Why could Hamilton not find the three dimensional complex numbers?

This very short post was written because of a video from the video channel Kathy loves physics. It is one of those “Quaternions are fantastic” video’s. And Kathy just like a lot of other physics people think indeed that quaternions are fantastic. But you cannot differentiate or integrate on the quaternions so I guess this stronly limits it’s use in physics.
But quaternions are very handy in describing rotations in 3D space, I never studied the details but it was said that on the space shuttle it was used for nagvigation. And because of these rotation properties at present day they are used in the games industry.

Anyway in the video Kathy explains that Hamilton did try for a long time to find the three dimensional complex numbers. And he never succeeded in that. Of course I know this for decades right now but in the past I never looked into a tiny bit more detail in what Hamilton was actually doing.
And he was looking at complex numbers of the form X = x + yi + zj where the imaginary components both equal to minus one: i^2 = j^2 = -1.

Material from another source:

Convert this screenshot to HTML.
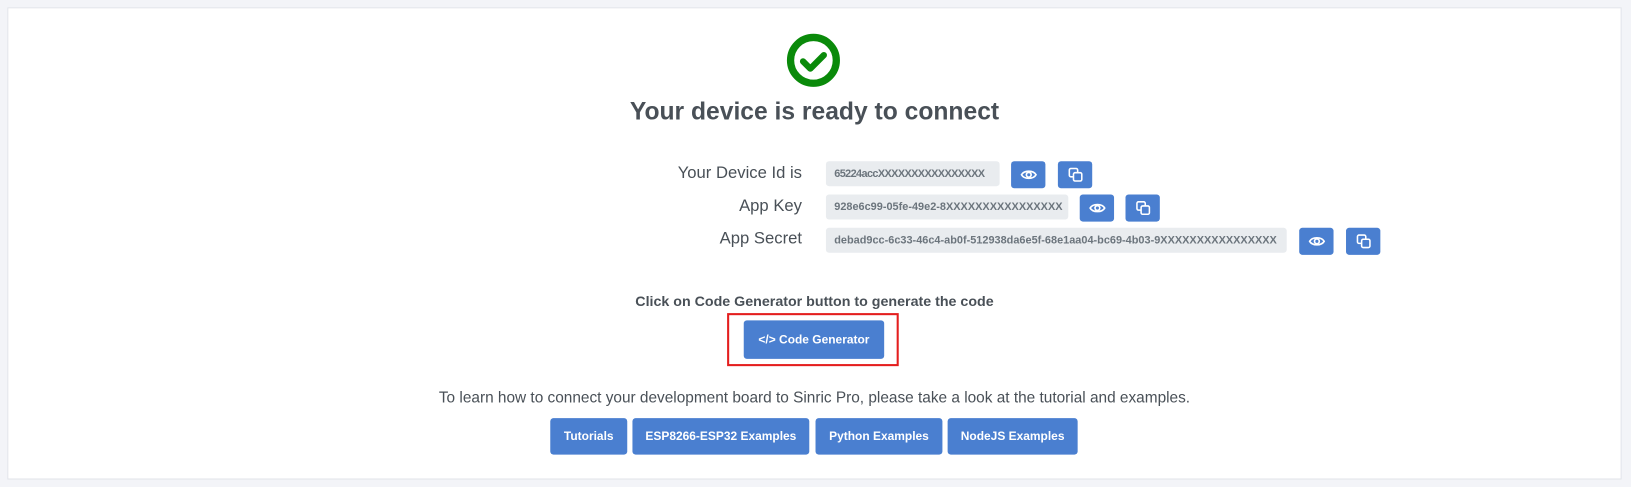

If you check the easy calculations in this post for yourself, it is amazing how much it already looks like the stuff as found on the quaternions. As such it is all of a sudden much less a surprise that Hamilton found the quaternions. As a matter of fact it was only waiting until he would stumble across them. But at the time the concept of a four dimensional space was something that made you look like a crazy lunatic, there were even vector wars and lots of crazy emotional stuff.

At present day it is accepted that 3D complex numbers do not exist, in my experience the professional math community is still emotionally laden but now into the direction of total neglect. Stupid shallow thought like “If Hamilton could not find them, they likely don’t exist”.

Back in the 19-th century they were always looking for an extenstion of the complex plane to three dimensional space. Of course they failed in that attempt because it is a fact of math life that you cannot solve the equation X^2 = -1 on the space of 3D complex (and also circular) numbers.

The content of this post is just two pictures, after that two more pictures as I used them on the other website and after that you can finally dive into the Video from Kathy. If you are interested in physics and also the history of physics, Kathy her channel is a thing you should take a look at if you’ve never seen it. Here we go:

YES, that is what he should have done. Hamilton tried for about one decade to find the numbers that form the title of this very website, so may be he tried this kind of approach. I don’t know, but the 3D complex numbers are not some extension of the complex plane because 2 is not a divisor of 3. You know that prime number stuff is going on here.
But the math professors are not interested in that kind of stuff.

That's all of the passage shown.